Красивым было и двухсотлетнее здание миссии с видом на большой пруд, отражавший средневековые стены парламента. Оно находилось в центре старого города на тенистой аллее, вдоль которой в четыре ряда тянулись липы. Его не осквернили ни Риббентроп, ни Шпеер. В комнатах, где мы работали, все дышало воздухом подлинной культуры.
Мой начальник, посланник граф Цех-Буркерсрода, уже десять с лишним лет представлявший в Голландии Германскую империю, был образованным и прежде всего музыкально одаренным человеком. Ему принадлежал замок в Саксонии.
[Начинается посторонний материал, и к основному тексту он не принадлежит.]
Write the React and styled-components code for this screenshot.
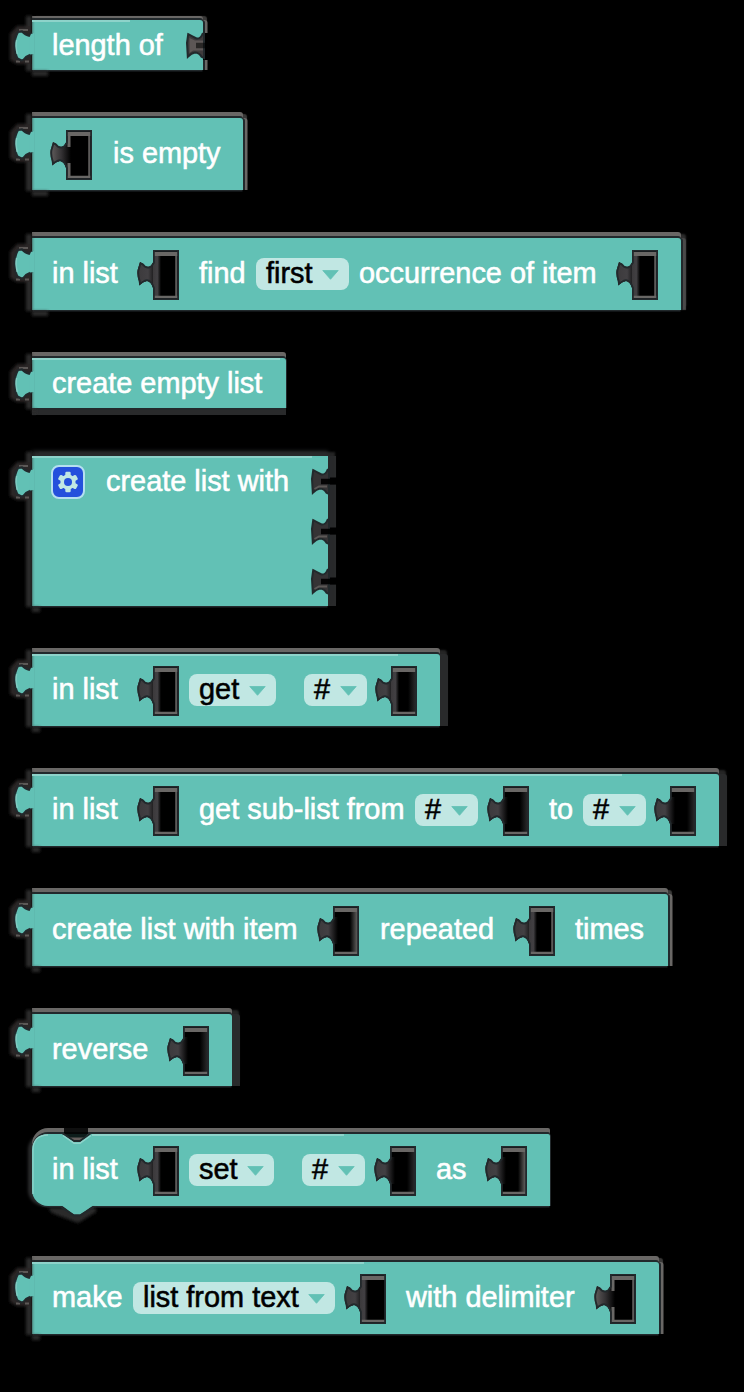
import React from "react";
import styled, { createGlobalStyle, css } from "styled-components";

const TEAL = "#62c1b5";
const PALE = "#c1e7e3";
const LIGHT = "#8ed3ca";
const INK = "#22292c";
const GREY = "#696765";
const DIM = "#292a2b";

const GlobalStyle = createGlobalStyle`
  body { margin: 0; background: #000; }
`;

const Flyout = styled.main`
  box-sizing: border-box;
  width: 744px;
  height: 1392px;
  padding: 20px 0 0 32px;
  overflow: hidden;
  background: #000;
  display: flex;
  flex-direction: column;
  align-items: flex-start;
  gap: 48px;
  font-family: "Liberation Sans", Arial, Helvetica, sans-serif;
  font-size: 28.9px;
  line-height: 32px;
  color: #fff;
`;

const rim = {
  none: "1px 0 0 #22292c",
  light: "2px 0 0 #22292c, 4.5px 0 0 #696765, 4px -4px 1px #3a3938",
  mid: "2px 0 0 #22292c, 5px 0 1px #4a4a4a, 5px -4px 2px #2c2c2c",
  dark: "8px 0 0 #292a2b, 7px -4px 2px #252525",
};

const Block = styled.section`
  position: relative;
  flex: none;
  box-sizing: border-box;
  width: ${(p) => p.$w}px;
  height: ${(p) => p.$h || 72}px;
  padding-left: ${(p) => p.$pad ?? 20}px;
  margin-top: ${(p) => p.$mt || 0}px;
  background: ${TEAL};
  border-radius: ${(p) => (p.$round ? "16px 2px 0 16px" : p.$soft ? "0" : "0 3px 0 0")};
  box-shadow: 0 2px 0 -0.5px ${INK}
    ${(p) => !p.$soft && css`, 0 -2px 0 ${INK}, 0 ${p.$thin ? -4 : -6}px 0 ${GREY}`}
    ${(p) => p.$soft && css`, 0 -5px 4px ${DIM}`}
    ${(p) => p.$base && css`, 0 7px 0 ${DIM}`}
    , ${(p) => rim[p.$rim || "none"]}
    ${(p) => p.$round && css`, -4px 0 3px ${DIM}`};
`;

const Shine = styled.i`
  position: absolute;
  top: 0;
  left: ${(p) => p.$x || 0}px;
  width: ${(p) => p.$w}px;
  height: 2px;
  background: ${LIGHT};
`;

const Row = styled.div`
  display: flex;
  align-items: center;
  height: ${(p) => p.$h || 72}px;
`;

const Label = styled.span`
  flex: none;
  width: ${(p) => p.$w}px;
  padding-bottom: ${(p) => (p.$low ? 0 : 2)}px;
  white-space: pre;
  -webkit-text-stroke: 0.55px #fff;
`;

const Select = styled.span`
  flex: none;
  box-sizing: border-box;
  display: flex;
  justify-content: space-between;
  width: ${(p) => p.$w}px;
  height: 32px;
  margin-right: ${(p) => p.$mr}px;
  padding: 0 10.5px 0 10px;
  border-radius: 8px;
  background: ${PALE};
  color: #000;
  line-height: 30px;
  white-space: pre;
  -webkit-text-stroke: 0.55px #000;
`;

const Arrow = styled.svg`
  flex: none;
  width: 17px;
  height: 10px;
  margin-top: 12px;
`;

const Hole = styled.svg`
  flex: none;
  width: 43px;
  height: 50px;
  margin: 2px ${(p) => p.$mr || 0}px 0 0;
`;

const EdgeArt = styled.svg`
  position: absolute;
  left: -32px;
  top: -12px;
  width: 96px;
  overflow: visible;
  pointer-events: none;
`;

const SideArt = styled.svg`
  position: absolute;
  right: -9px;
  top: ${(p) => p.$y}px;
  width: 28px;
  height: 30px;
`;

const GearBox = styled.span`
  flex: none;
  box-sizing: border-box;
  display: flex;
  width: 34px;
  height: 34px;
  margin: 2px 21px 0 0;
  border: 2px solid #b5dff0;
  border-radius: 8px;
  background: #2450dc;
`;

function Dropdown({ children, w, mr = 0 }) {
  return (
    <Select $w={w} $mr={mr}>
      {children}
      <Arrow viewBox="0 0 17 10">
        <path d="M0.8 0.5H16.2L8.5 9.3Z" fill={TEAL} stroke={TEAL} strokeWidth="0.8" strokeLinejoin="round" />
      </Arrow>
    </Select>
  );
}

const SOCKET = "M17 0H43V50H17V38Q15 31.5 11 31Q7 31.5 3.2 35.5L2.8 31Q0.8 25 1.6 20L4 12Q8 13.5 9.5 16Q14 18.5 17 12.5Z";

let holeCount = 0;
function Socket({ mr, left = "none", right = "none" }) {
  const id = React.useMemo(() => `hole${holeCount++}`, []);
  const wall = { light: GREY, dark: "#2c2c2d", thin: "#5c5a59" };
  return (
    <Hole $mr={mr} viewBox="0 0 43 50">
      <defs>
        <clipPath id={id}><path d={SOCKET} /></clipPath>
        <linearGradient id={`${id}g`} x1="0" x2="1">
          <stop offset="0" stopColor={left === "light" ? "#696463" : "#3b393b"} />
          <stop offset="0.55" stopColor={left === "light" ? "#353335" : "#424043"} />
          <stop offset="1" stopColor="#000" />
        </linearGradient>
        <linearGradient id={`${id}r`} x1="0" x2="1">
          <stop offset="0" stopColor="#000" />
          <stop offset="1" stopColor={wall[right] || "#000"} />
        </linearGradient>
      </defs>
      <g clipPath={`url(#${id})`}>
        <path d={SOCKET} fill="#000" />
        <rect x="0" y="11" width="22" height="27" fill={`url(#${id}g)`} />
        {left === "dark" && <rect x="17" y="4" width="8" height="42" fill={`url(#${id}g)`} />}
        {left === "light" && <path d="M20 4V17M20 33V48" stroke={GREY} strokeWidth="3" />}
        {right === "thin" && <path d="M40.2 4V48" stroke={wall.thin} strokeWidth="2" />}
        {(right === "light" || right === "dark") && (
          <rect x="34" y="4" width="8" height="43" fill={`url(#${id}r)`} />
        )}
        <path d="M5 32.2L8.5 30.5" stroke="#77706e" strokeWidth="1.4" />
        <path d="M18 4H42" stroke={GREY} strokeWidth="4" />
        <path d="M18 47H42" stroke={GREY} strokeWidth="2.4" />
        <path d={SOCKET} fill="none" stroke={INK} strokeWidth="3.6" />
      </g>
    </Hole>
  );
}

function Tab({ h = 72, blot = 16 }) {
  return (
    <EdgeArt height={h + 24} viewBox={`0 0 96 ${h + 24}`}>
      <defs>
        <filter id="haze" x="-50%" y="-50%" width="200%" height="200%">
          <feGaussianBlur stdDeviation="1.5" />
        </filter>
      </defs>
      <g filter="url(#haze)" fill={DIM}>
        <path d={`M26 8H32V${h + 13}H26Z`} />
        <path d="M17 18H31V56H17L10 52V26Z" fill="#292728" />
        <rect x="32" y={h + 13} width={blot} height="5" />
      </g>
      <path d="M19 22H28M16 53.5H20M25 53.5H29" stroke="#5c5856" strokeWidth="2" />
      <path
        d="M32 25L29.8 28Q25 27 22 23.3L18 24Q14.4 30 14.6 38Q15 46 17.5 50.5L21.5 52.5Q24 52 26 49Q29 47.5 32 46"
        fill={TEAL}
        stroke={INK}
        strokeWidth="2.2"
        strokeLinejoin="round"
      />
      <path d="M31 26L29.8 28.6V46.5L34 46V25Z" fill={TEAL} />
      <path d="M16.6 32Q15.2 38 17.3 46" fill="none" stroke="#80ccc2" strokeWidth="1.5" />
    </EdgeArt>
  );
}

const SIDE = "M20 3L18.5 4Q16.5 9 12.5 8.5Q7.5 6 4.2 4.2L3 13L3.8 26.8Q7.5 23 11 22.6Q15.5 23 17.5 26.8L20 28Z";

function SideNotch({ y, light }) {
  return (
    <SideArt $y={y} viewBox="0 0 28 30">
      {light ? (
        <path d="M19 3H28V30H19Z" fill="#000" />
      ) : (
        <path d="M17 15H28" stroke="#000" strokeWidth="7" />
      )}
      <path d={SIDE} fill={light ? "#3f3b3c" : "#353335"} stroke={INK} strokeWidth="2" />
      {light ? (
        <path d="M5.5 8V23L9 20.5H19V10.5H11Z" fill="#5d5756" />
      ) : (
        <path d="M5.5 23L10 20.5H18" fill="none" stroke="#5d5857" strokeWidth="2" />
      )}
      <path d="M12 15.5H28" stroke="#000" strokeWidth="5.5" opacity={light ? 0.55 : 0.9} />
    </SideArt>
  );
}

function StatementEdges() {
  return (
    <EdgeArt height="104" viewBox="0 0 96 104">
      <path d="M64 5H88V12L80 20H74L64 12Z" fill="#000" opacity="0.85" />
      <path d="M69 15.5H85L80 19H74Z" fill="#655e5c" />
      <path d="M55 11H62L74 19H80L91 11H96" fill="none" stroke={INK} strokeWidth="2" />
      <path d="M63 13.5L74 21.2H80L91 13.5" fill="none" stroke={LIGHT} strokeWidth="1.5" />
      <path d="M48 86H96V90L78 101L52 91Z" fill={DIM} filter="url(#haze)" />
      <path d="M61 83L74 92.5H80L94 83Z" fill={TEAL} />
      <path d="M61 85L74 93.5H80L94 85" fill="none" stroke={INK} strokeWidth="2" />
      <path d="M33 72V28Q33 13 48 13" fill="none" stroke={LIGHT} strokeWidth="1.3" />
    </EdgeArt>
  );
}

function Gear() {
  return (
    <GearBox>
      <svg width="30" height="30" viewBox="0 0 30 30">
        <g fill={PALE} transform="translate(15 15)">
          {[0, 60, 120].map((a) => (
            <rect key={a} x="-2.7" y="-10.3" width="5.4" height="20.6" rx="1.2" transform={`rotate(${a})`} />
          ))}
          <circle r="7.6" />
          <circle r="4" fill="#2450dc" />
        </g>
      </svg>
    </GearBox>
  );
}

export default function App() {
  return (
    <>
      <GlobalStyle />
      <Flyout>
        <Block $w={171} $h={50} $rim="light" $thin>
          <Tab h={50} />
          <Shine $w={98} />
          <Row $h={50}><Label $low $w={130}>length of</Label></Row>
          <SideNotch y={10} light />
        </Block>

        <Block $w={211} $pad={17} $rim="light">
          <Tab />
          <Row>
            <Socket mr={21} left="light" right="thin" />
            <Label $w={110}>is empty</Label>
          </Row>
        </Block>

        <Block $w={649} $rim="mid">
          <Tab />
          <Row>
            <Label $w={84}>in list</Label>
            <Socket mr={20} left="dark" right="thin" />
            <Label $w={57}>find</Label>
            <Dropdown w={93} mr={10}>first</Dropdown>
            <Label $w={256}>occurrence of item</Label>
            <Socket left="dark" right="thin" />
          </Row>
        </Block>

        <Block $w={254} $h={50} $base>
          <Tab h={50} blot={4} />
          <Shine $w={248} />
          <Row $h={50}><Label $low $w={220}>create empty list</Label></Row>
        </Block>

        <Block $w={296} $h={150} $pad={19} $rim="dark" $soft>
          <Tab h={150} blot={8} />
          <Shine $w={280} />
          <Row $h={50}>
            <Gear />
            <Label $low $w={190}>create list with</Label>
          </Row>
          <SideNotch y={10} />
          <SideNotch y={60} />
          <SideNotch y={110} />
        </Block>

        <Block $w={408} $rim="dark">
          <Tab blot={8} />
          <Shine $w={366} />
          <Row>
            <Label $w={84}>in list</Label>
            <Socket mr={10} left="dark" right="thin" />
            <Dropdown w={87} mr={28}>get</Dropdown>
            <Dropdown w={63} mr={7}>#</Dropdown>
            <Socket left="dark" right="dark" />
          </Row>
        </Block>

        <Block $w={687} $rim="dark">
          <Tab blot={8} />
          <Shine $w={590} />
          <Row>
            <Label $w={84}>in list</Label>
            <Socket mr={20} left="dark" right="thin" />
            <Label $w={216}>get sub-list from</Label>
            <Dropdown w={63} mr={8}>#</Dropdown>
            <Socket mr={20} right="dark" />
            <Label $w={34}>to</Label>
            <Dropdown w={63} mr={7}>#</Dropdown>
            <Socket right="dark" />
          </Row>
        </Block>

        <Block $w={636} $rim="light">
          <Tab blot={8} />
          <Row>
            <Label $w={264}>create list with item</Label>
            <Socket mr={21} right="light" />
            <Label $w={132}>repeated</Label>
            <Socket mr={20} left="dark" right="thin" />
            <Label $w={70}>times</Label>
          </Row>
        </Block>

        <Block $w={200} $rim="dark">
          <Tab blot={8} />
          <Row>
            <Label $w={114}>reverse</Label>
            <Socket right="dark" />
          </Row>
        </Block>

        <Block $w={518} $round>
          <Shine $x={60} $w={252} />
          <StatementEdges />
          <Row>
            <Label $w={84}>in list</Label>
            <Socket mr={10} left="dark" right="thin" />
            <Dropdown w={85} mr={28}>set</Dropdown>
            <Dropdown w={63} mr={8}>#</Dropdown>
            <Socket mr={20} right="dark" />
            <Label $w={48}>as</Label>
            <Socket right="light" />
          </Row>
        </Block>

        <Block $w={627} $mt={8} $rim="light">
          <Tab blot={8} />
          <Shine $w={332} />
          <Row>
            <Label $w={81}>make</Label>
            <Dropdown w={202} mr={8}>list from text</Dropdown>
            <Socket mr={20} left="dark" />
            <Label $w={187}>with delimiter</Label>
            <Socket left="light" right="thin" />
          </Row>
        </Block>
      </Flyout>
    </>
  );
}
Женат он был на дочери бывшего рейхсканцлера фон Бетман-Гольвега; с ее братом Феликсом, жившим теперь в отцовском поместье Гоэнфинов в Бранден-бурге, я поддерживал дружбу на протяжении долгих лет, со времени нашей совместной службы в 3-м уланском гвардейском полку. Супруги Цех не были нацистами. В первый же день мы говорили о необходимости держаться вместе против нацистских бонз.
Цех принадлежал к тому же поколению дипломатов, что и Хеш. В них было нечто общее. Оба были безупречно светскими людьми и жили исключительно своей профессией. Правда, Хеш, который был несравненно умнее, сделал более блестящую карьеру. По своему политическому простодушию Цех даже напоминал мне австрийского посланника Франкенштейна. Но установить с ним взаимопонимание для меня было легче, так как он был немцем и у нас имелись кое-какие личные связи.
После Цеха я являлся вторым человеком в миссии и получал жалованье, на которое можно было недурно жить. Я нанял трехэтажный особняк в Шевенингене, около самых дюн, в трех минутах ходьбы от берега моря. Мой новый автомобиль с откидным верхом меньше чем за четверть часа доставлял меня до дверей миссии и до центра города.
Для присмотра за домом и автомобилем мне требовался не просто толковый человек, но такой, на которого я мог бы положиться. Среди моих лондонских клиентов, бежавших из Германии от преследований гестапо и которым я, пользуясь более или менее запутанными обходными путями, помог получить новые, чистенькие немецкие документы, находился молодой человек по имени Вилли Шнейдер.
Уже год, как он снова работал официантом в своем родном городе Кельне и все время слал мне письма с просьбой устроить его за границей, потому что он не в состоянии жить в нацистской Германии. Инстинкт подсказал мне, что Вилли – тот, кто мне нужен. Он обрадовался, когда я взял его к себе.
Внешне моя жизнь не могла бы быть более приятной, чем тогда, в Гааге. У меня был красивый дом, собственный автомобиль, положение в обществе и сколько угодно светских приглашений. Днем я часок-другой наслаждался под лучами солнца на пляже в Шевенингене, по вечерам, если не предвиделось ничего более интересного, обедал в каком-либо уважаемом доме, а в субботу и воскресенье, если было желание, бродил по амстердамским музеям и осматривал другие достопримечательности страны или же отправлялся в Антверпен, Брюссель, Гент, Остенде, а то и в Париж.
Но календарь напоминал о 1938 годе, и приближающаяся катастрофа омрачала жизнь.